**Exercise:**
Give back the full listing, character for character, with no pictures.

···

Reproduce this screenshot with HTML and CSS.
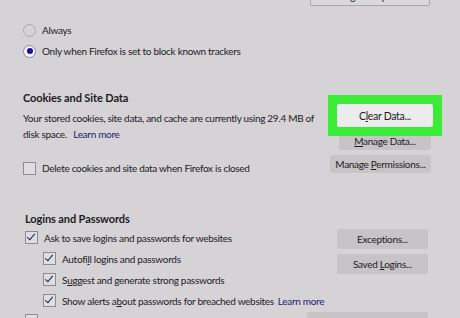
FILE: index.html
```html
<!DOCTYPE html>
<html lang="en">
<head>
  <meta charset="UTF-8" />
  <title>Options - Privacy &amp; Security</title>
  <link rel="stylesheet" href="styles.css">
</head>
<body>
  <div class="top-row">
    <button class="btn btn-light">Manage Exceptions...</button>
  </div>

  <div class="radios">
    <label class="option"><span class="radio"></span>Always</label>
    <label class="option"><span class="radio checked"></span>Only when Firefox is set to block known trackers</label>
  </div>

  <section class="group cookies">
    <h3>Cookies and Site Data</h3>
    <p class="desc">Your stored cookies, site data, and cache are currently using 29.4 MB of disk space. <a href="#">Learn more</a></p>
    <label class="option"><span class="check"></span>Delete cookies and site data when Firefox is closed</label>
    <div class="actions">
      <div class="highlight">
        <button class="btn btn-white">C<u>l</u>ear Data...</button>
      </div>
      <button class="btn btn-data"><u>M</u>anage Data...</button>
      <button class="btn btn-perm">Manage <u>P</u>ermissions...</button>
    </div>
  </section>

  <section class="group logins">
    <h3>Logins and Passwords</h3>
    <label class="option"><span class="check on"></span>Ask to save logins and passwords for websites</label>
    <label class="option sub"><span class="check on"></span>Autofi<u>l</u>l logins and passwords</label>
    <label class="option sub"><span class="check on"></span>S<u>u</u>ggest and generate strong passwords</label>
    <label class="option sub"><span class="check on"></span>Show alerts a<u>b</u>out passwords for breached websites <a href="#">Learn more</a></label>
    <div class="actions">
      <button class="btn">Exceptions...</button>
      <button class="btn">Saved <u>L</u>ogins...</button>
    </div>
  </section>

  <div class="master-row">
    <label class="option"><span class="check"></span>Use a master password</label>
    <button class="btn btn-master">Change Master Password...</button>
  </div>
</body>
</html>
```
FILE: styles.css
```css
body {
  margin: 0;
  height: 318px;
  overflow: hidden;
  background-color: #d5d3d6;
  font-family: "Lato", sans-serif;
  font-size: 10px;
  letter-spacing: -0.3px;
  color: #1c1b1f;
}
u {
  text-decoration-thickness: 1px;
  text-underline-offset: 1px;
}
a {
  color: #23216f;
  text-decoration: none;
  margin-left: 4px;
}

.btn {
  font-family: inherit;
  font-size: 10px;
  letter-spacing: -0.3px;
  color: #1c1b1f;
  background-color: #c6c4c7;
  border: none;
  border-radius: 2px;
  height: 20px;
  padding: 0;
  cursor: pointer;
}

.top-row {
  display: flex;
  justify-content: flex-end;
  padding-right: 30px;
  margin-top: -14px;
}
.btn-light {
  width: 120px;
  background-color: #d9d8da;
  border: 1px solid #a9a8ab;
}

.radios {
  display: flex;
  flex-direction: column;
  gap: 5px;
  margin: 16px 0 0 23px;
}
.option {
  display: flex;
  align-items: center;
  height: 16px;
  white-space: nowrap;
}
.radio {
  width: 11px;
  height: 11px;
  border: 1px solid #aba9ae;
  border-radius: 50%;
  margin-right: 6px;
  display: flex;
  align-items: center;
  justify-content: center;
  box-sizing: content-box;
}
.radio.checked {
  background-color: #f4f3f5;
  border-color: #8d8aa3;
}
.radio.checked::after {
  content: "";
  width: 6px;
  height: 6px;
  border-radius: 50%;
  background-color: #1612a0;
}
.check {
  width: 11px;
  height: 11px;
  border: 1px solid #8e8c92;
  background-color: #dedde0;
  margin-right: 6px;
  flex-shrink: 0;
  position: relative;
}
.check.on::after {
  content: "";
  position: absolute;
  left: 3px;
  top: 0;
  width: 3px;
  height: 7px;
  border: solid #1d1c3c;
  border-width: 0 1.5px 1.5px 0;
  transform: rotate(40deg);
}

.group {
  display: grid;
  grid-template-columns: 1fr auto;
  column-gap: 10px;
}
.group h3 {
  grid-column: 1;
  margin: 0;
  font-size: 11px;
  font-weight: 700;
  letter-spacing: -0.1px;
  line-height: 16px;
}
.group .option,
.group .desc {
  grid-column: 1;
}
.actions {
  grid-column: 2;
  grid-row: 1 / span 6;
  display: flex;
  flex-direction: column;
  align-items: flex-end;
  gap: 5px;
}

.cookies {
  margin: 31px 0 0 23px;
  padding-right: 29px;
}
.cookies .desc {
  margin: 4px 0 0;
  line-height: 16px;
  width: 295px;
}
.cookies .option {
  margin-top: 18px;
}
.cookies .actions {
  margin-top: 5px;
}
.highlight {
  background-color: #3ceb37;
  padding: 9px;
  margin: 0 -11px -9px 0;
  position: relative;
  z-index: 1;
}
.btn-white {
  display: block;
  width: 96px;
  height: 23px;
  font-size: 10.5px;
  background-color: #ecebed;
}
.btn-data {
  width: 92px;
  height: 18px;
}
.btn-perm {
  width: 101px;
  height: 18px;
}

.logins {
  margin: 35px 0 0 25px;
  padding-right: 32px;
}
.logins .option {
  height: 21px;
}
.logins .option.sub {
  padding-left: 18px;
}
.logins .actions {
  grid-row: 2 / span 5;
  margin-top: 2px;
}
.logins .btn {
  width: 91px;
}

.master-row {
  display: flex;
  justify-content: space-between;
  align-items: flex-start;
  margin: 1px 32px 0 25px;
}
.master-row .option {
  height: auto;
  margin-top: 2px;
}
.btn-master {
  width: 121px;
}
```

···

**Exercise output:**
Reproduce this screenshot with HTML and CSS.
FILE: index.html
```html
<!DOCTYPE html>
<html lang="en">
<head>
  <meta charset="UTF-8" />
  <title>Options - Privacy &amp; Security</title>
  <link rel="stylesheet" href="styles.css">
</head>
<body>
  <div class="top-row">
    <button class="btn btn-light">Manage Exceptions...</button>
  </div>

  <div class="radios">
    <label class="option"><span class="radio"></span>Always</label>
    <label class="option"><span class="radio checked"></span>Only when Firefox is set to block known trackers</label>
  </div>

  <section class="group cookies">
    <h3>Cookies and Site Data</h3>
    <p class="desc">Your stored cookies, site data, and cache are currently using 29.4 MB of disk space. <a href="#">Learn more</a></p>
    <label class="option"><span class="check"></span>Delete cookies and site data when Firefox is closed</label>
    <div class="actions">
      <div class="highlight">
        <button class="btn btn-white">C<u>l</u>ear Data...</button>
      </div>
      <button class="btn btn-data"><u>M</u>anage Data...</button>
      <button class="btn btn-perm">Manage <u>P</u>ermissions...</button>
    </div>
  </section>

  <section class="group logins">
    <h3>Logins and Passwords</h3>
    <label class="option"><span class="check on"></span>Ask to save logins and passwords for websites</label>
    <label class="option sub"><span class="check on"></span>Autofi<u>l</u>l logins and passwords</label>
    <label class="option sub"><span class="check on"></span>S<u>u</u>ggest and generate strong passwords</label>
    <label class="option sub"><span class="check on"></span>Show alerts a<u>b</u>out passwords for breached websites <a href="#">Learn more</a></label>
    <div class="actions">
      <button class="btn">Exceptions...</button>
      <button class="btn">Saved <u>L</u>ogins...</button>
    </div>
  </section>

  <div class="master-row">
    <label class="option"><span class="check"></span>Use a master password</label>
    <button class="btn btn-master">Change Master Password...</button>
  </div>
</body>
</html>
```
FILE: styles.css
```css
body {
  margin: 0;
  height: 318px;
  overflow: hidden;
  background-color: #d5d3d6;
  font-family: "Lato", sans-serif;
  font-size: 10px;
  letter-spacing: -0.3px;
  color: #1c1b1f;
}
u {
  text-decoration-thickness: 1px;
  text-underline-offset: 1px;
}
a {
  color: #23216f;
  text-decoration: none;
  margin-left: 4px;
}

.btn {
  font-family: inherit;
  font-size: 10px;
  letter-spacing: -0.3px;
  color: #1c1b1f;
  background-color: #c6c4c7;
  border: none;
  border-radius: 2px;
  height: 20px;
  padding: 0;
  cursor: pointer;
}

.top-row {
  display: flex;
  justify-content: flex-end;
  padding-right: 30px;
  margin-top: -14px;
}
.btn-light {
  width: 120px;
  background-color: #d9d8da;
  border: 1px solid #a9a8ab;
}

.radios {
  display: flex;
  flex-direction: column;
  gap: 5px;
  margin: 16px 0 0 23px;
}
.option {
  display: flex;
  align-items: center;
  height: 16px;
  white-space: nowrap;
}
.radio {
  width: 11px;
  height: 11px;
  border: 1px solid #aba9ae;
  border-radius: 50%;
  margin-right: 6px;
  display: flex;
  align-items: center;
  justify-content: center;
  box-sizing: content-box;
}
.radio.checked {
  background-color: #f4f3f5;
  border-color: #8d8aa3;
}
.radio.checked::after {
  content: "";
  width: 6px;
  height: 6px;
  border-radius: 50%;
  background-color: #1612a0;
}
.check {
  width: 11px;
  height: 11px;
  border: 1px solid #8e8c92;
  background-color: #dedde0;
  margin-right: 6px;
  flex-shrink: 0;
  position: relative;
}
.check.on::after {
  content: "";
  position: absolute;
  left: 3px;
  top: 0;
  width: 3px;
  height: 7px;
  border: solid #1d1c3c;
  border-width: 0 1.5px 1.5px 0;
  transform: rotate(40deg);
}

.group {
  display: grid;
  grid-template-columns: 1fr auto;
  column-gap: 10px;
}
.group h3 {
  grid-column: 1;
  margin: 0;
  font-size: 11px;
  font-weight: 700;
  letter-spacing: -0.1px;
  line-height: 16px;
}
.group .option,
.group .desc {
  grid-column: 1;
}
.actions {
  grid-column: 2;
  grid-row: 1 / span 6;
  display: flex;
  flex-direction: column;
  align-items: flex-end;
  gap: 5px;
}

.cookies {
  margin: 31px 0 0 23px;
  padding-right: 29px;
}
.cookies .desc {
  margin: 4px 0 0;
  line-height: 16px;
  width: 295px;
}
.cookies .option {
  margin-top: 18px;
}
.cookies .actions {
  margin-top: 5px;
}
.highlight {
  background-color: #3ceb37;
  padding: 9px;
  margin: 0 -11px -9px 0;
  position: relative;
  z-index: 1;
}
.btn-white {
  display: block;
  width: 96px;
  height: 23px;
  font-size: 10.5px;
  background-color: #ecebed;
}
.btn-data {
  width: 92px;
  height: 18px;
}
.btn-perm {
  width: 101px;
  height: 18px;
}

.logins {
  margin: 35px 0 0 25px;
  padding-right: 32px;
}
.logins .option {
  height: 21px;
}
.logins .option.sub {
  padding-left: 18px;
}
.logins .actions {
  grid-row: 2 / span 5;
  margin-top: 2px;
}
.logins .btn {
  width: 91px;
}

.master-row {
  display: flex;
  justify-content: space-between;
  align-items: flex-start;
  margin: 1px 32px 0 25px;
}
.master-row .option {
  height: auto;
  margin-top: 2px;
}
.btn-master {
  width: 121px;
}
```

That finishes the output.